The eighth day, 10 February, marks the end of the holiday, when all the special foods prepared for Chinese New Year have been finished. Everything returns to normal, and everyone goes back to work. But in actual fact, celebrations continue... day nine, 11 February, is the day of the Jade Emperor, the King of Heaven, remembered with three bundles of long noodles, three teacups with green tea, and various other specialities. And then, day ten, 12 Feb is the Eating Day... no suggestions necessary!

Days eleven and twelve (13 and 14 Feb) are really days for recovery, taking a break from celebrations, and looking forward to the Lantern Festival on the fifteenth day.
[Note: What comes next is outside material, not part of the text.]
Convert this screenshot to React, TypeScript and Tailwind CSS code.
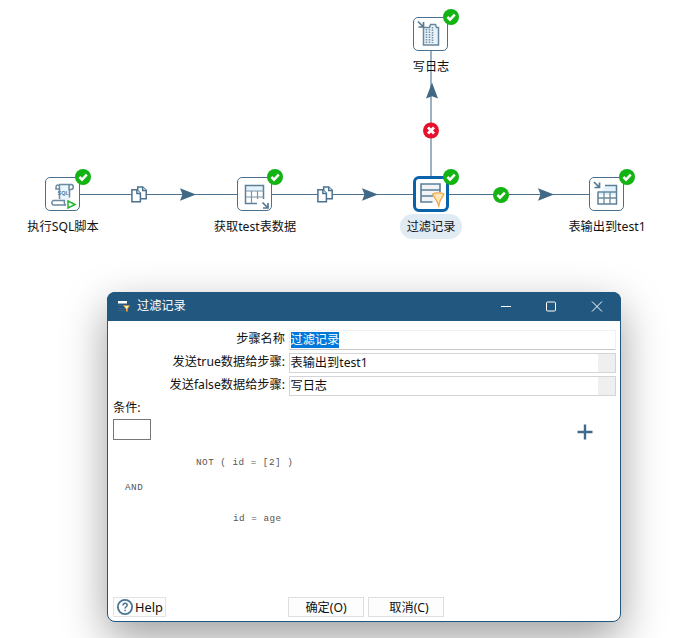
import type { ReactNode } from "react";

const BLUE = "#4a718f";

function Check({ className }: { className: string }) {
  return (
    <svg className={`absolute size-4 ${className}`} viewBox="0 0 16 16">
      <circle cx="8" cy="8" r="8" fill="#12b312" />
      <path d="M4.4 8 7 10.6 11.8 5.6" fill="none" stroke="#fff" strokeWidth="2.5" />
    </svg>
  );
}

type StepProps = {
  place: string;
  label: string;
  selected?: boolean;
  children: ReactNode;
};

function Step({ place, label, selected, children }: StepProps) {
  return (
    <div className={`absolute flex w-[120px] flex-col items-center ${place}`}>
      <div className="relative mr-px h-[34px] w-[35px]">
        <div
          className={
            selected
              ? "absolute -top-px left-0 size-[36px] rounded-[6px] border-[3px] border-[#0a62a9] bg-white"
              : "absolute inset-0 rounded-[5px] border border-[#4a718f] bg-white"
          }
        />
        <svg className="absolute inset-0 size-[35px]" viewBox="0 0 35 35" fill="none">
          {children}
        </svg>
        <Check className="-top-2 left-[30px]" />
      </div>
      <div
        className={`mt-[3px] flex h-[25px] items-center whitespace-nowrap rounded-full px-[7px] ${
          selected ? "bg-[#e1ebf4]" : ""
        }`}
      >
        {label}
      </div>
    </div>
  );
}

function Copies({ x }: { x: number }) {
  return (
    <g transform={`translate(${x} 186)`} stroke={BLUE} strokeWidth="1.5" fill="#fff">
      <path d="M6.700 1h5l3.500 3.300v8.400H6.700z" />
      <path d="M11.700 1v3.500h3.500" />
      <path d="M.9 3.700h5l3.500 3.500v8.600H.9z" />
      <path d="M5.900 3.700v3.700h3.500" />
    </g>
  );
}

function Hops() {
  return (
    <svg className="absolute inset-0 h-[292px] w-[676px]" viewBox="0 0 676 292">
      <path d="M79 194.5H590" stroke={BLUE} />
      <path d="M431 50V178" stroke="#9cb1c1" strokeWidth="2" />
      <g fill="#416885">
        <path d="M180 188.3 196 194.5 180 200.7 182.5 194.5z" />
        <path d="M362 188.3 378 194.5 362 200.7 364.5 194.5z" />
        <path d="M538 188.3 554 194.5 538 200.7 540.5 194.5z" />
        <path d="M432 82.5 426 98.5 432 96.3 438 98.5z" />
      </g>
      <Copies x={131} />
      <Copies x={317} />
      <circle cx="431" cy="130.5" r="8" fill="#e8112d" />
      <path d="m428 127.500 6 6m0-6-6 6" stroke="#fff" strokeWidth="2.8" />
    </svg>
  );
}

function Field({ label, value, kind }: { label: string; value: string; kind: "text" | "combo" }) {
  return (
    <div className="flex h-5 items-center">
      <div className="mb-[2px] w-[177px] whitespace-nowrap text-right">{label}</div>
      {kind === "text" ? (
        <div className="ml-1 flex h-5 w-[327px] items-center border border-[#f0f0f0] border-b-[#c6c6c6] pl-[0.5px]">
          <span className="h-4 bg-[#0078d7] leading-4 text-white">{value}</span>
        </div>
      ) : (
        <div className="ml-1 flex h-5 w-[327px] items-center justify-between border border-[#d4d4d8] pl-[0.5px]">
          <span>{value}</span>
          <span className="h-full w-[17px] bg-[#efefef]" />
        </div>
      )}
    </div>
  );
}

function Dialog() {
  return (
    <div className="relative ml-[107px] flex h-[330px] w-[514px] flex-col rounded-lg border border-[#22577f] bg-white shadow-[0_16px_44px_rgba(0,0,0,0.38)]">
      <div className="-mx-px -mt-px flex h-[29px] shrink-0 items-center rounded-t-lg bg-[#22577f] text-white">
        <svg className="ml-[10px] size-[14px]" viewBox="0 0 14 14">
          <path d="M1 1h9v2.500H1z" fill="#fff" />
          <path d="M1 5.500h7M1 8.500h7M1 10.500h7" stroke="#356687" />
          <path d="M6 5.300h7L10.700 9v2.500H9V9z" fill="#efa53b" />
          <path d="M7.500 6h4L9.700 9z" fill="#fff0cf" />
        </svg>
        <span className="mb-[2px] ml-[6px]">过滤记录</span>
        <svg className="ml-auto mr-[18px] h-[11px] w-[102px]" viewBox="0 0 102 11" fill="none" stroke="#fff">
          <path d="M0 5.500h10" />
          <rect x="45.500" y="1" width="9" height="9" rx="1" />
          <path d="m91 .5 10 10m0-10-10 10" />
        </svg>
      </div>
      <div className="mt-[9px] flex flex-col gap-[3px]">
        <Field label="步骤名称" value="过滤记录" kind="text" />
        <Field label="发送true数据给步骤:" value="表输出到test1" kind="combo" />
        <Field label="发送false数据给步骤:" value="写日志" kind="combo" />
      </div>
      <div className="ml-[5px] mt-[2px] h-5 leading-5">条件:</div>
      <div className="ml-[5px] mt-px flex h-[22px] items-start justify-between">
        <div className="h-[21px] w-[38px] border border-[#777]" />
        <svg className="mr-[27px] mt-[5px] size-4" viewBox="0 0 16 16">
          <path d="M8 .5v15M.5 8h15" stroke="#416b89" strokeWidth="2.4" />
        </svg>
      </div>
      <div className="whitespace-pre font-['Liberation_Mono',monospace] text-[9.3px] leading-3 tracking-[0.5px] text-[#555]">
        <div className="ml-[88px] mt-4">NOT ( id = [2] )</div>
        <div className="ml-[17px] mt-[13px]">AND</div>
        <div className="ml-[125px] mt-[19px]">id = age</div>
      </div>
      <div className="mb-[4px] ml-[5px] mt-auto flex h-[20px]">
        <div className="flex w-[53px] items-center border border-[#e3e3e3] bg-[#fdfdfd] pl-[3px] text-[12.8px]">
          <svg className="mr-[2px] size-4 shrink-0" viewBox="0 0 16 16" fill="none" stroke="#4a7694">
            <circle cx="8" cy="8" r="7.1" strokeWidth="1.8" />
            <path d="M5.900 6.400c0-2.900 4.300-2.600 4.300-.2 0 1.500-2.100 1.600-2.100 3.200M8.100 10.800v1.400" strokeWidth="1.5" />
          </svg>
          Help
        </div>
        <div className="ml-[122px] flex w-[76px] items-center justify-center border border-[#dedede] bg-[#fdfdfd] pt-px">
          确定(O)
        </div>
        <div className="ml-1 flex w-[76px] items-center justify-center border border-[#dedede] bg-[#fdfdfd] pl-[6px] pt-px">
          取消(C)
        </div>
      </div>
    </div>
  );
}

export default function App() {
  return (
    <div className="h-[638px] w-[676px] overflow-hidden bg-white font-['Noto_Sans','Noto_Sans_CJK_SC',sans-serif] text-[12.2px] leading-4 text-[#111]">
      <div className="relative h-[292px]">
        <Hops />
        <Check className="left-[493px] top-[187px]" />
        <Step place="left-[3px] top-[177px]" label="执行SQL脚本">
          <path d="M14 8h11v16H14z" fill="#eaf5fc" />
          <path
            d="M14.500 22V10c0-3-3.500-2.500-3.500 0v2h3M14 7.500h12c3 0 3 5 0 5h-2v-3c0-1 1-2 2-2M24.500 12v8.500M20 23.500H8c-1.500 1-1.500 3.500 0 4.500h13M20 23.500c-1.500 1.500-.5 4 1 4.500"
            stroke="#6a8aa1"
            strokeWidth="1.5"
          />
          <text x="12.500" y="18" fontSize="5.500" fontWeight="700" fill="#577d99" fontFamily="Liberation Sans">
            SQL
          </text>
          <path d="M23 24v7l7-3.500z" fill="#fff" stroke="#20b52c" strokeWidth="1.5" />
        </Step>
        <Step place="left-[195px] top-[177px]" label="获取test表数据">
          <path d="M8.500 8.500h18v5h-18z" fill="#e2f3fc" />
          <path d="M20 26.500H8.500v-18h18V22" stroke="#5c7f99" strokeWidth="1.5" />
          <path d="M8.500 14h18M8.500 20h18M14.500 14v12.500M20.500 14v8" stroke="#7894a9" strokeWidth="1.200" />
          <path d="m25.500 25.500 5.500 5.500m0-5v5h-5" stroke="#55798f" strokeWidth="1.700" />
        </Step>
        <Step place="left-[371px] top-[177px]" label="过滤记录" selected>
          <path d="M8 7h18.500v18H8z" fill="#f0f4f7" />
          <path d="M19.500 25H8V7h19v8.500M8 13h19M8 19h12" stroke="#5e7f98" strokeWidth="1.600" />
          <path
            d="M19.500 17.200c2.500-1.800 9-1.800 11.500 0L27 24l-1.200 5-2-5z"
            fill="#ffe5b8"
            stroke="#f3aa4b"
            strokeWidth="1.300"
          />
        </Step>
        <Step place="left-[547px] top-[177px]" label="表输出到test1">
          <path d="M9 14h18.500v4H9zM16 9h11.500v5H13z" fill="#e2f3fc" />
          <path d="M16 8.500h11.500V27H9V14.500" stroke="#5c7f99" strokeWidth="1.500" />
          <path d="M9 15h18.500M9 21h18.500M15 15v12M21 15v12" stroke="#6a899f" strokeWidth="1.300" />
          <path d="m5 5 5.500 5.500m0-5v5h-5" stroke="#55798f" strokeWidth="1.700" />
        </Step>
        <Step place="left-[371px] top-[17px]" label="写日志">
          <path d="M10.500 10.500h6l1-3h5l1 3h2V28h-15z" fill="#e8f3f9" stroke="#6787a0" strokeWidth="1.500" />
          <path
            d="M13.500 12v14M16.500 12v14M19.500 10v16"
            stroke="#7893a8"
            strokeWidth="1.600"
            strokeDasharray="1.500 1"
          />
          <path d="m5 4.500 5.500 5.500m0-5v5h-5" stroke="#55798f" strokeWidth="1.700" />
        </Step>
      </div>
      <Dialog />
    </div>
  );
}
Day thirteen (15 Feb) is dedicated to General Kuan Yu, a gallant warrior, whose day is now considered as auspicious for business deals.

Day fourteen (16 Feb) marks preparations for the Lantern Festival, when people traditionally created their own lantern, while today they are generally sold in stores. They are linked to the Chinese horoscope animal of the New Year. The Lantern Festival itself on the fifteenth day (17 February this year) is linked to an ancient legend in which lanterns were used to save a village from destruction by the God of Heaven. You will see lantern displays in the central squares and next to the temple. In Shanghai, the City Temple Fair is world-famous for its lanterns, some of which are decorated with riddles. Riddle games are a feature of this festival in other locations as well. They are often held in temples, related to recent news, or people in the city. Visitors can enter temples without any particular restrictions in terms of dress or religion. Celebrations continue all night with laser shows, flying lanterns, fireworks and music. After this, the long Chinese New Year season is well and truly over!